En China saben algo
Mientras el mundo está prácticamente abierto, China vive escenas propias de una película distópica.
Quitaron la obligación de usar tapabocas en espacios cerrados, al menos en la ley, porque en términos prácticos ya muchos habíamos prescindido de tal cosa. El primer año de pandemia no salí de casa ni vi a nadie, ni siquiera a mi madre. Volvimos a encontrarnos luego de ocho meses y es como si fuese otra persona; ella debió de sentir lo mismo conmigo. Luego llegó 2021 y se vino el descontrol, salí y fiesteé como nunca, y ya a comienzos de este año, chao, tapabocas. Digo, ¿qué sentido tenía ponérselo en la puerta del restaurante y quitárselo al sentarse a la mesa? Hace meses no utilizo uno en ningún lugar, por lo que el anuncio oficial no cambió mayor cosa.
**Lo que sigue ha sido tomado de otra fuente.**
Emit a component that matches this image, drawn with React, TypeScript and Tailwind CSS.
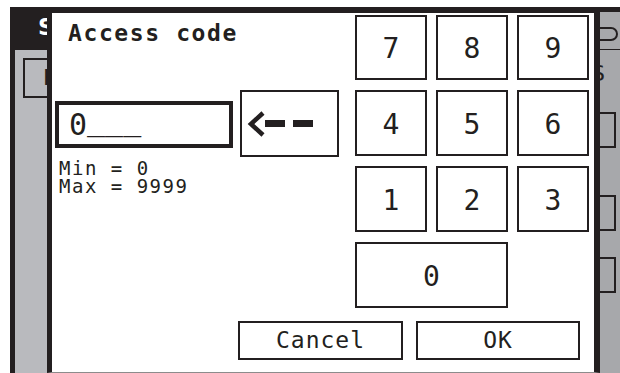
const ink = 'border-[#231f20]'
const mono = "font-['DejaVu_Sans_Mono',monospace] text-[#231f20]"

function Background() {
  return (
    <div className="h-full pt-[7px] pl-[10px]">
      <div className="flex h-full flex-col border-t-[5px] border-l-[5px] border-[#231f20]">
        <div className="flex h-[38px]">
          <div className="flex-1 bg-[#231f20] pl-[23px] pt-[1px] font-['DejaVu_Sans',sans-serif] text-[23px] font-bold leading-[28px] text-white">
            S
          </div>
          <div className="w-[20px] border-b border-[#231f20] bg-[#a7a8ab] pt-[15px]">
            <div className="h-[14px] w-[18px] rounded-r-[8px] border-2 border-l-0 border-[#231f20]" />
          </div>
        </div>
        <div className="flex flex-1">
          <div className="flex-1 bg-[#b9babe] pl-[8px] pt-[8px]">
            <div className={`h-[40px] w-[40px] border-2 ${ink} pl-[18px] pt-[6px] font-['DejaVu_Sans',sans-serif] text-[22px] leading-[24px] text-[#231f20]`}>
              H
            </div>
          </div>
          <div className="flex w-[20px] flex-col bg-[#a7a8ab]">
            <div className="mt-[13px] -ml-[9px] font-['DejaVu_Sans',sans-serif] text-[22px] leading-[22px] text-[#231f20]">
              S
            </div>
            <div className={`mt-[27px] h-[36px] w-[16px] border-2 border-l-0 ${ink}`} />
            <div className={`mt-[47px] h-[36px] w-[16px] border-2 border-l-0 ${ink}`} />
            <div className={`mt-[26px] h-[36px] w-[16px] border-2 border-l-0 ${ink}`} />
          </div>
        </div>
      </div>
    </div>
  )
}

function Key({ label, wide }: { label: string; wide?: boolean }) {
  return (
    <button
      className={`flex items-center justify-center border-2 ${ink} bg-white pt-[3px] text-[28px] leading-none ${wide ? 'col-span-2' : ''}`}
    >
      {label}
    </button>
  )
}

function AccessDialog() {
  return (
    <div
      className={`absolute left-[47px] top-[7px] flex h-[366px] w-[553px] flex-col border-t-[6px] border-r-[6px] border-b border-l-[5px] ${ink} border-b-[#8c8c8c] bg-white ${mono}`}
    >
      <div className="flex">
        <div className="w-[303px]">
          <h1 className="ml-[16px] mt-[7px] text-[23px] font-bold leading-[26px] tracking-[1.6px]">
            Access code
          </h1>
          <div className="mt-[44px] flex items-start">
            <div className={`ml-[3px] mt-[11px] flex h-[47px] w-[178px] items-center border-[4px] ${ink} pl-[10px] text-[30px] leading-none`}>
              0<span className="relative -top-[5px]">___</span>
            </div>
            <button className={`ml-[7px] h-[67px] w-[99px] border-2 ${ink}`}>
              <svg width="95" height="63" viewBox="0 0 95 63">
                <polyline points="21,21 9,32 21,43" fill="none" stroke="#231f20" strokeWidth="4.5" />
                <rect x="23" y="28" width="20" height="7" fill="#231f20" />
                <rect x="51" y="28" width="20" height="7" fill="#231f20" />
              </svg>
            </button>
          </div>
          <div className="ml-[7px] mt-[2px] text-[19px] leading-[18px] tracking-[1.5px]">
            <div>Min = 0</div>
            <div>Max = 9999</div>
          </div>
        </div>
        <div className="mt-[2px] grid grid-cols-[72px_72px_72px] grid-rows-[65px_66px_66px_66px] gap-x-[9px] gap-y-[10px]">
          {['7', '8', '9', '4', '5', '6', '1', '2', '3'].map((d) => (
            <Key key={d} label={d} />
          ))}
          <Key label="0" wide />
        </div>
      </div>
      <div className="ml-[186px] mt-[13px] flex gap-[13px] text-[23px] leading-none tracking-[1px]">
        <button className={`h-[39px] w-[165px] border-2 ${ink}`}>Cancel</button>
        <button className={`h-[39px] w-[164px] border-2 ${ink}`}>OK</button>
      </div>
    </div>
  )
}

export default function App() {
  return (
    <div className="relative h-[373px] w-[620px] overflow-hidden bg-white">
      <Background />
      <AccessDialog />
    </div>
  )
}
Sin embargo, aún vemos personas que lo llevan, y seguiremos así hasta que ellas mismas se sientan inadecuadas y obsoletas. Es como si estuvieran usando una cobija que les da la sensación de seguridad, pero a estas alturas ya deberíamos saber que nada en esta vida puede hacernos sentir seguros. Así algunos se resistan, la edad de oro para los fabricantes de tapabocas ha llegado a su fin, al menos hasta la próxima pandemia; la cual llegará más pronto de lo que pensamos, según Bill Gates. Y sí, usar tapabocas sirvió no solo para mantener el COVID a raya, sino para disminuir los índices de enfermedades respiratorias, pero, salvo que el aire del planeta se vuelva irrespirable, andar con mascarilla como si siguiéramos en estado de alerta resulta ilógico.
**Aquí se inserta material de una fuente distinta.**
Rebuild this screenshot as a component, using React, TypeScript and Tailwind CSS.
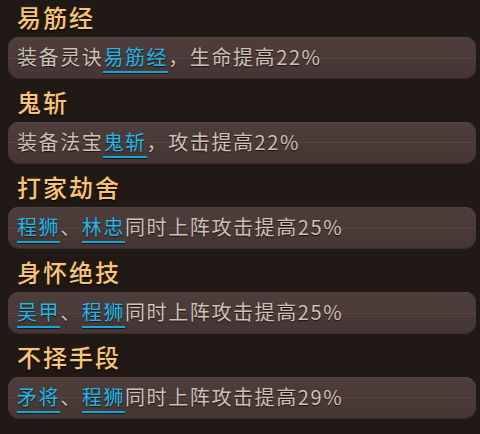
type Part = { text: string; link?: boolean };

type Bond = { title: string; parts: Part[] };

const bonds: Bond[] = [
  {
    title: "易筋经",
    parts: [{ text: "装备灵诀" }, { text: "易筋经", link: true }, { text: "，生命提高22%" }],
  },
  {
    title: "鬼斩",
    parts: [{ text: "装备法宝" }, { text: "鬼斩", link: true }, { text: "，攻击提高22%" }],
  },
  {
    title: "打家劫舍",
    parts: [
      { text: "程狮", link: true },
      { text: "、" },
      { text: "林忠", link: true },
      { text: "同时上阵攻击提高25%" },
    ],
  },
  {
    title: "身怀绝技",
    parts: [
      { text: "吴甲", link: true },
      { text: "、" },
      { text: "程狮", link: true },
      { text: "同时上阵攻击提高25%" },
    ],
  },
  {
    title: "不择手段",
    parts: [
      { text: "矛将", link: true },
      { text: "、" },
      { text: "程狮", link: true },
      { text: "同时上阵攻击提高29%" },
    ],
  },
];

function BondRow({ bond }: { bond: Bond }) {
  return (
    <div className="flex flex-col">
      <div className="h-[33px] pl-[17px] text-[24px] font-medium leading-[26px] tracking-[2px] text-[#f4c57c] [text-shadow:0_1px_2px_#000,0_0_3px_#4a2c10]">
        {bond.title}
      </div>
      {/* rounded panel with a faint seam across the middle */}
      <div className="ml-2 mr-1 flex h-[41px] items-center rounded-[11px] bg-[linear-gradient(to_bottom,#4e3e3b_0%,#4b3b38_50%,#564542_50%,#564542_calc(50%+1px),#4a3a37_calc(50%+1px),#463633_100%)] pl-[9px] shadow-[0_1px_0_#3b2c29,inset_0_1px_0_#54433e]">
        <span className="text-[20px] leading-[26px] tracking-[1.6px] text-[#cdc1b8] [text-shadow:0_1px_1px_#1c1310]">
          {bond.parts.map((p, i) =>
            p.link ? (
              <span
                key={i}
                className="inline-block border-b-2 border-[#18a6d6] leading-[28px] text-[#22b7e8] shadow-[0_1px_0_#0f1a20]"
              >
                {p.text}
              </span>
            ) : (
              <span key={i}>{p.text}</span>
            ),
          )}
        </span>
      </div>
    </div>
  );
}

export default function App() {
  return (
    <div
      className="flex h-[434px] w-[480px] flex-col gap-[11px] overflow-hidden bg-[#211915] pt-[4px]"
      style={{ fontFamily: '"Noto Sans CJK SC", "Noto Sans", sans-serif' }}
    >
      {bonds.map((b) => (
        <BondRow key={b.title} bond={b} />
      ))}
    </div>
  );
}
Barbijos y vacunas a un lado, el virus podrá haberse ido, pero se llevó una parte de nuestras vidas y casi nadie puede decir que sea el mismo que era antes de la pandemia. No sé cómo ponerlo, pero quedamos heridos, como incompletos. Volveremos a ser los de otros tiempos, pero nos tomará un rato. Mientras esa normalidad llega, andamos por ahí como si las cosas fueran como antes. No lo son, no todavía.
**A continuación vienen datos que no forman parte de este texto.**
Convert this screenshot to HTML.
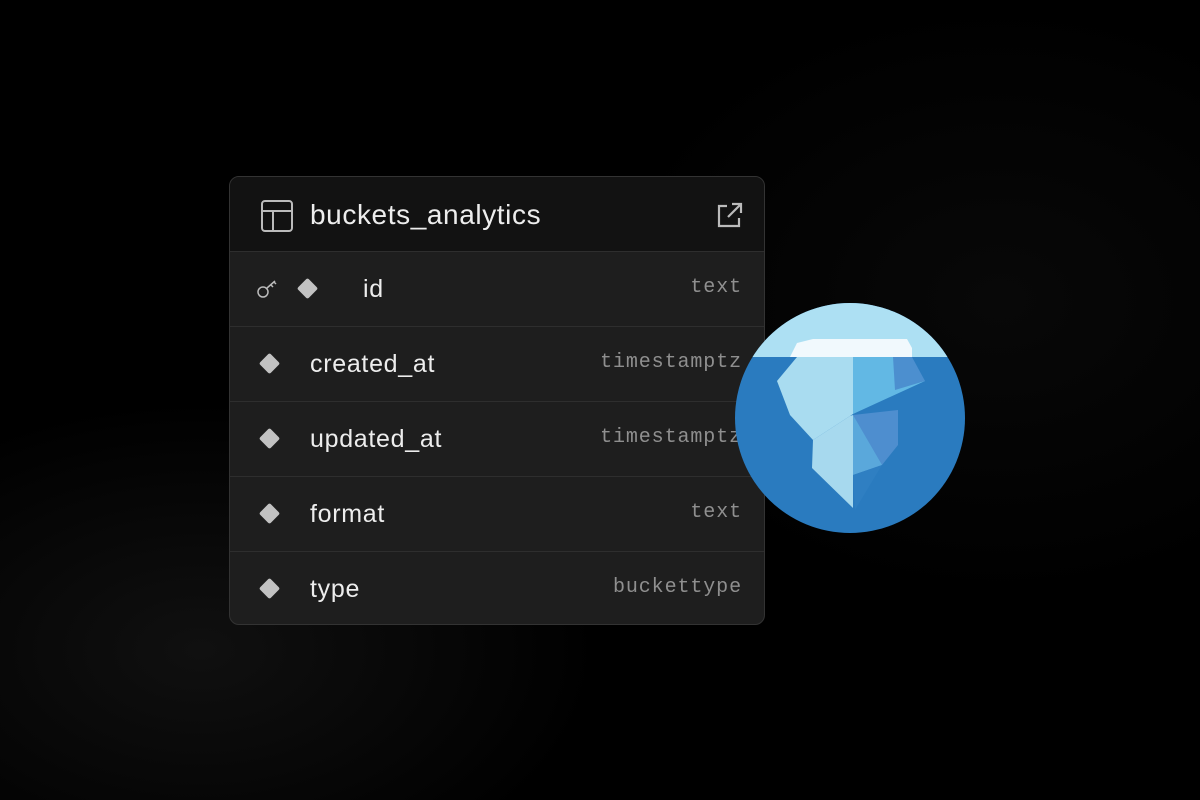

En China surgió el virus mientras el mundo estaba de fiesta, y ahora que la fiesta ha vuelto, otra vez China anda como si esto se fuera a acabar.
El coronavirus afectó todo, no solo la economía, sino que nos dejó también menos y peores horas de sueño, disparó la violencia contra mujeres y niños, afectó la salud mental de las personas y, lo más importante, se llevó gente. Las muertes estimadas oscilan entre seis y quince millones, y aunque el margen es demasiado amplio, a la larga son pocos fallecidos.
Lo que quiero decir es que cada muerte es una tragedia familiar y una pérdida irreparable, pero en un planeta de ocho mil millones de habitantes, el COVID fue apenas un rasguño y no la tragedia que en algún momento se vio venir. Ese cuento de que íbamos a salir mejores hubiera sido real si toda nuestra civilización hubiese estado amenazada, pero tal cosa no ocurrió. Más que un ataque contra toda la especie, esto se sintió como un ajuste del sistema. De acuerdo con expertos, entre 2011 y 2018 surgieron en el mundo casi mil quinientos brotes epidémicos, así que alguno tenía que reventar; estadística pura.
Aunque eso de que el virus se haya ido depende de quién cuente la historia. Mientras el mundo está prácticamente abierto, China vive escenas propias de una película distópica, todas narradas entre la información y el mito: escasez de alimentos, suspensión del transporte público, padres separados de sus hijos, gente encerrada a la fuerza que desde los balcones de sus apartamentos pide que la dejen salir, empleados obligados a dormir en su lugar de trabajo, cierre de locales comerciales con los clientes adentro, drones y robots que supervisan que los habitantes cumplan las reglas.
Pese a que los reportes oficiales indican una subida del número de casos de COVID, la gente parece temerle más a su gobierno que a la enfermedad misma. En China surgió el virus mientras el mundo estaba de fiesta, y ahora que la fiesta ha vuelto, otra vez China anda como si esto se fuera a acabar. Esa gente sabe algo que no nos ha querido contar.